Politik des Unmuts
Der Anteil des Bruttoinlandsprodukts, der auf das obere Bevölkerungsprozent entfiel, stieg hingegen zwischen 1974 und 2008 von neun auf 24 Prozent. Aber so maßgeblich das materielle Eigeninteresse auch sein mag, Menschen werden zudem von anderen Dingen motiviert, durch welche sich die disparaten Ereignisse der Gegenwart vielleicht besser erklären lassen. Diese Entwicklungen könnten als Politik des Unmuts bezeichnet werden.
In zahlreichen Fällen gelingt es politischen Führern, ihre Anhänger mit Hilfe der Vorstellung zu mobilisieren, dass die Würde der Gruppe beleidigt, herabgesetzt oder sonst wie missachtet worden sei. So erklingen Rufe danach, die Würde der betreffenden Gemeinschaft öffentlich anzuerkennen.
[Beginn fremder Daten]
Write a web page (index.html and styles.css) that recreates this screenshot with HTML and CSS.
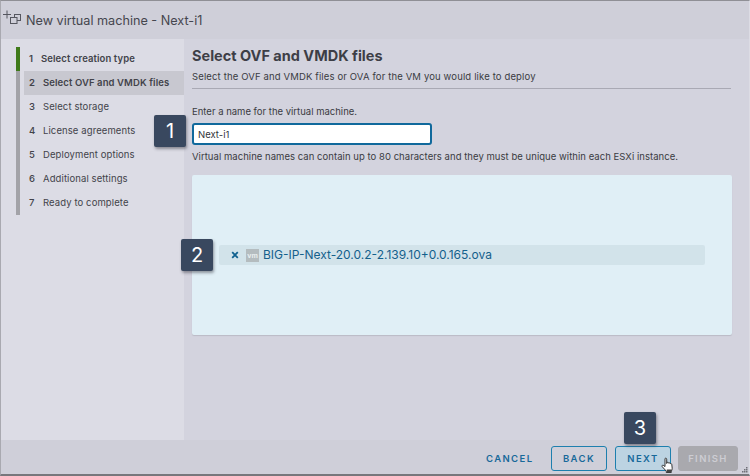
FILE: index.html
```html
<!DOCTYPE html>
<html lang="en">
<head>
<meta charset="utf-8">
<title>New virtual machine - Next-i1</title>
<link rel="stylesheet" href="styles.css">
</head>
<body>
<div class="dialog">
	<div class="head">
		<svg class="head-icon" width="25" height="22" viewBox="0 0 25 22" fill="none" stroke="#55565f" stroke-width="1">
			<path d="M2 5.500h8M6 1.500v8"/>
			<rect x="13.500" y="5.500" width="6" height="6"/>
			<rect x="9.500" y="8.500" width="6.500" height="6" fill="#cfcfd9"/>
		</svg>
		<span class="head-title">New virtual machine - Next-i1</span>
	</div>
	<div class="body">
		<div class="side">
			<ul class="steps">
				<li class="done"><b>1</b><span>Select creation type</span></li>
				<li class="cur"><b>2</b><span>Select OVF and VMDK files</span></li>
				<li><b>3</b><span>Select storage</span></li>
				<li><b>4</b><span>License agreements</span></li>
				<li><b>5</b><span>Deployment options</span></li>
				<li><b>6</b><span>Additional settings</span></li>
				<li><b>7</b><span>Ready to complete</span></li>
			</ul>
		</div>
		<div class="main">
			<h2>Select OVF and VMDK files</h2>
			<p class="sub">Select the OVF and VMDK files or OVA for the VM you would like to deploy</p>
			<p class="label">Enter a name for the virtual machine.</p>
			<input type="text" class="name" value="Next-i1">
			<p class="help">Virtual machine names can contain up to 80 characters and they must be unique within each ESXi instance.</p>
			<div class="files">
				<div class="file">
					<svg class="x" width="8" height="8" viewBox="0 0 8 8"><path d="M1.200 1.200l5.600 5.600M6.800 1.200l-5.600 5.600" stroke="#10618f" stroke-width="1.800" fill="none"/></svg>
					<span class="vm">vm</span>
					<span class="fname">BIG-IP-Next-20.0.2-2.139.10+0.0.165.ova</span>
				</div>
			</div>
		</div>
	</div>
	<div class="foot">
		<button class="btn flat">CANCEL</button>
		<button class="btn">BACK</button>
		<button class="btn hover">NEXT</button>
		<button class="btn off">FINISH</button>
	</div>
	<div class="tag tag1">1</div>
	<div class="tag tag2">2</div>
	<div class="tag tag3">3</div>
	<svg class="hand" width="14" height="17" viewBox="0 0 14 17">
		<path d="M4 1.500c.8-.7 1.700-.2 1.700.7v4.300l.3-1c.8-.5 1.500-.2 1.600.6.800-.5 1.500-.2 1.600.6.800-.4 1.500 0 1.600.8l.4 3.800c0 1.300-.4 2.200-1 3v1.200H5.300v-1.400L1.300 9.800c-.6-.8-.2-1.600.6-1.600.6 0 1.200.5 2.100 1.400z" fill="#fff" stroke="#222" stroke-width=".9"/>
		<rect x="5.800" y="12.500" width="4.600" height="3" fill="#444"/>
	</svg>
	<svg class="grip" width="8" height="8" viewBox="0 0 8 8" fill="#6f7078">
		<rect x="5" y="1" width="1.500" height="1.500"/><rect x="3" y="3" width="1.500" height="1.500"/><rect x="5" y="3" width="1.500" height="1.500"/><rect x="1" y="5" width="1.500" height="1.500"/><rect x="3" y="5" width="1.500" height="1.500"/><rect x="5" y="5" width="1.500" height="1.500"/>
	</svg>
</div>
</body>
</html>
```

FILE: styles.css
```css
html,body{margin:0;padding:0;}
body{width:750px;height:476px;overflow:hidden;font-family:"Inter","Liberation Sans",sans-serif;color:#3a3b42;}
h2,p,ul,li{margin:0;padding:0;}
ul{list-style:none;}

.dialog{position:relative;width:750px;height:476px;box-sizing:border-box;display:flex;flex-direction:column;background:#d3d3de;border-top:1px solid #8f8f95;border-left:1px solid #a9a9b0;border-right:1px solid #dcdce4;border-bottom:2px solid #77777c;}

.head{height:38px;flex:none;display:flex;align-items:center;background:#cfcfd9;}
.head-icon{flex:none;}
.head-title{font-size:12.650px;color:#45464e;}

.body{flex:1;display:flex;min-height:0;}
.side{width:183px;flex:none;background:#dcdce5;padding-top:8px;box-sizing:border-box;}
.steps{margin-left:15px;width:168px;}
.steps li{height:24px;display:flex;align-items:center;font-size:9.500px;border-left:4px solid #a3a3a8;padding:0 0 2px 9px;box-sizing:border-box;color:#42434a;letter-spacing:.1px;}
.steps b{width:14px;flex:none;font-weight:500;}
.steps .done{border-left-color:#3f7a1a;font-weight:600;}
.steps .done b{width:12px;font-weight:600;}
.steps .cur{font-weight:600;background:linear-gradient(to right,#dcdce5 4px,#c8c8d0 4px);}
.steps .cur b{font-weight:600;}

.main{flex:1;min-width:0;padding:8px 17px 0 8px;}
h2{font-size:14.500px;line-height:17px;font-weight:700;color:#3d3e46;}
.sub{font-size:9.500px;line-height:14px;margin-top:6px;padding-bottom:4px;border-bottom:1px solid #a9a9b4;margin-right:1px;letter-spacing:.14px;}
.label{font-size:9.500px;line-height:14px;margin-top:16px;}
.name{display:block;width:240px;height:22px;box-sizing:border-box;margin-top:4px;padding:0 4px;border:2px solid #10699c;border-radius:3px;background:#fff;font:400 9.500px "Inter","Liberation Sans",sans-serif;color:#33343a;outline:none;}
.help{font-size:9.500px;line-height:14px;margin-top:5px;white-space:nowrap;letter-spacing:.04px;}
.files{margin-top:11px;height:160px;background:#e0eff6;display:flex;align-items:center;justify-content:center;border-radius:2px;box-shadow:0 1px 1px #bbbbc6;}
.file{width:486px;height:20px;background:#d2e3ea;border-radius:2px;display:flex;align-items:center;}
.x{margin-left:12px;flex:none;}
.vm{width:13px;height:13px;margin-left:7px;flex:none;background:#b4bcbf;color:#e8eeef;font-size:7px;font-weight:700;text-align:center;line-height:13px;overflow:hidden;}
.fname{margin-left:4px;padding-bottom:2px;font-size:12px;color:#14608c;white-space:nowrap;}

.foot{height:34px;flex:none;box-sizing:border-box;display:flex;justify-content:flex-end;align-items:flex-start;gap:8px;padding:6px 11px 0 0;background:#cfcfd9;}
.btn{height:25px;box-sizing:border-box;padding:0;border:1px solid #1d7fae;border-radius:3px;background:transparent;color:#17699a;font:600 9.500px "Inter","Liberation Sans",sans-serif;letter-spacing:1.400px;width:56px;}
.flat{border:0;width:46px;margin-right:11px;}
.hover{background:#bcd3e2;}
.off{width:60px;margin-left:-1px;border-color:#a9a9ae;background:#a9a9ae;color:#cdcdd3;}

.tag{position:absolute;width:32px;height:32px;background:#39485f;color:#fff;font-size:20px;display:flex;align-items:center;justify-content:center;border-radius:2px;box-shadow:1px 2px 3px rgba(40,40,50,.45);}
.tag1{left:153px;top:114px;}
.tag2{left:180px;top:238px;}
.tag3{left:623px;top:411px;}
.hand{position:absolute;left:660px;top:456px;}
.grip{position:absolute;right:0;bottom:0;}
```
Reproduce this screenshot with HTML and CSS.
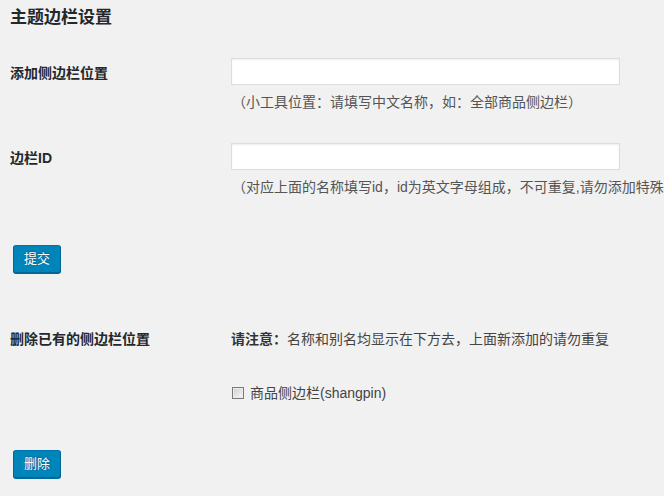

Eine erniedrigte Gruppe, die ihre Würde wiederherstellen will, verfügt über weit mehr emotionales Gewicht als eine, die nur ihren wirtschaftlichen Vorteil verfolgt.
Das ist der Grund, warum der russische Präsident Wladimir Putin den Zusammenbruch der Sowjetunion eine Tragödie nennt und warum er Europa und den Vereinigten Staaten vorwirft, die Verwundbarkeit Russlands in den 1990er Jahren ausgenutzt zu haben, um die NATO an die Grenzen seines Landes vorzuschieben. Er verabscheut die zur Schau getragene Überlegenheit westlicher Politiker und verlangt, dass Russland nicht, wie Präsident Obama es einmal formulierte, als schwacher regionaler Akteur, sondern als Großmacht behandelt wird.
Der ungarische Ministerpräsident Viktor Orbán erklärte 2017, seine Rückkehr an die Macht im Jahr 2010 markiere den Zeitpunkt, an dem „wir Ungarn überdies beschlossen, dass wir unser Land, unsere Selbstachtung und unsere Zukunft zurückgewinnen wollen."
In zahlreichen Fällen gelingt es politischen Führern, ihre Anhänger mit Hilfe der Vorstellung zu mobilisieren, dass die Würde der Gruppe beleidigt, herabgesetzt oder sonst wie missachtet worden sei.
Die chinesische Regierung unter Xi Jinping geht ausführlich auf Chinas „Jahrhundert der Demütigung“ ein und behauptet, die Vereinigten Staaten, Japan und andere Länder bemühten sich, Chinas Rückkehr zu dem Großmachtstatus, den es in den vergangenen Jahrtausenden genossen habe, zu verhindern.
Als der Al-Qaida-Gründer Osama bin Laden 14 Jahre alt war, stellte seine Mutter fest, wie sehr ihn das Schicksal Palästinas fesselte: „Tränen strömten ihm über die Wangen, während er in ihrem Heim in Saudi-Arabien fernsah.“ Sein Zorn über die Kränkung von Muslimen wurde später von seinen jungen Glaubensgenossen nachvollzogen, was dazu führte, dass sie freiwillig in Syrien für eine Religion kämpften, die ihrer Meinung nach überall auf der Welt angegriffen und unterdrückt worden war. Sie hofften, im Islamischen Staat die Herrlichkeit einer früheren muslimischen Zivilisation neu erstehen lassen zu können.